Amayzine

Reasons why you should not get married

It is almost impossible to make this point at the Amayzine editorial office, because with Jet and Josselin around you stand no chance of explaining why a person should not get married. Jet spends at least 3 of the 7 days a week watching wedding videos and barely comes down from the swooning (to be fair, it’s a miracle that she even manages to get any work done) and Josselin already knows exactly how and where her wedding will take place. The only one I can still find a bit of support from is May, who goes through life unmarried (but has been with the same man for a thousand years and has three children). Anyway, I stick to my point: not getting married is better and for the following reasons.

Choosing

People love to shout that they want to “really choose each other,” but I don’t understand why you need a marriage for that. May has really chosen her ‘man,’ and he is certainly not any less her ‘man’ just because they don’t have wedding rings.

Practical reasons

And then those children. I understand that it can be practically handy to be legally connected, but that can also just be done at the town hall without all that fuss around it? Go have a romantic lunch somewhere afterwards and that’s that.

Money

Because that lunch is a lot cheaper. A wedding is expensive. In the Netherlands, an average wedding costs €15,000,- FIFTEEN THOUSAND EUROS. Do you know what you can do with that?! For example, travel together for half a year, during which you experience countless more grandiose highlights than during that one “most special day of your life.” And yes, very romantic, such a wedding, but do you know what a hassle it is to organize all that? And how much conflict can arise from it? Better pack your suitcase and spend half a year on romantic beaches.

Showcase

I just don’t understand that you have to proclaim in front of everyone that you love each other so much. Why does that have to be done in public? Why does everyone have to take a whole day off to hear that from you while everyone already knows? Why put your love on display like that?

Last name

Women who take their husband’s last name really make me angry. I identify with my name, and now I suddenly have to use a different name? Come on. I will forever be Liesbeth Rasker and not a hair on my head will change that. I actually find it astonishing that women still give up a part of their own identity for their husband without complaint, it’s already bad enough that the children automatically get the father’s name.
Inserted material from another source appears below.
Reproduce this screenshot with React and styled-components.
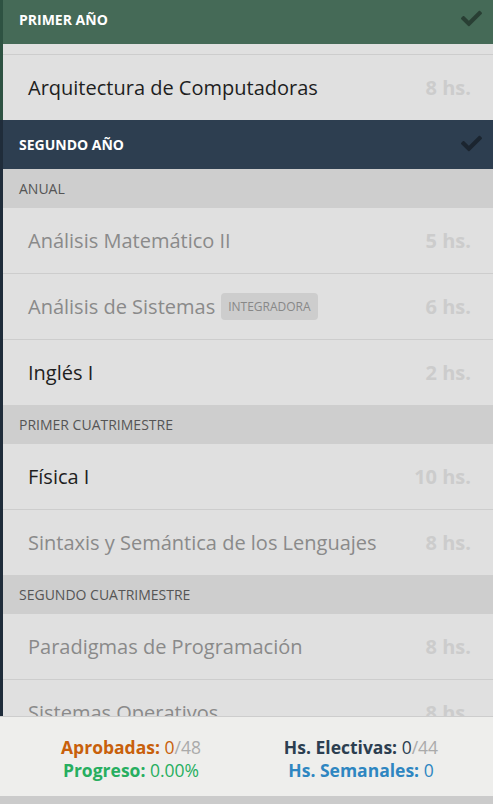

My father once told me that if mail came for “Mrs. Rasker” in the past, my mother (a staunch feminist who always kept her own last name Hendrikse) would return the letters unopened because “there is no Mrs. Rasker living here.” And no, those double last names don’t make sense either. He doesn’t take your name, does he? Well then.

Pressure

Most women fantasize about that wedding but conveniently forget that a whole marriage comes after that. With vomiting children and boring parent-teacher meetings and zero free time and always being tired. Super fun, yes! And now you are Married and therefore an Adult and argh it seems so boring to me.

Waiting

That’s what I understand the least about marriage. That women just sit around waiting (after giving subtle hints for months) until their love goes down on one knee. What about taking matters into your own hands! So passive and dependent! And you know what, darling, who am I anyway, away with that last name, give me yours! Then I am both broke and stripped of my own identity. Long live marriage!

Finally

Aside from all of this, if I receive an invitation to a wedding of a loved one, then of course I will go. I don’t know if that’s hypocritical, but I’m not so principled that I will sit at home sulking because my best friend is getting married. So Jet and Joss, I’m already looking forward to your weddings. But if you take your husband’s last name, I will hold a never-ending plea on why you should not do that at all. So be warned.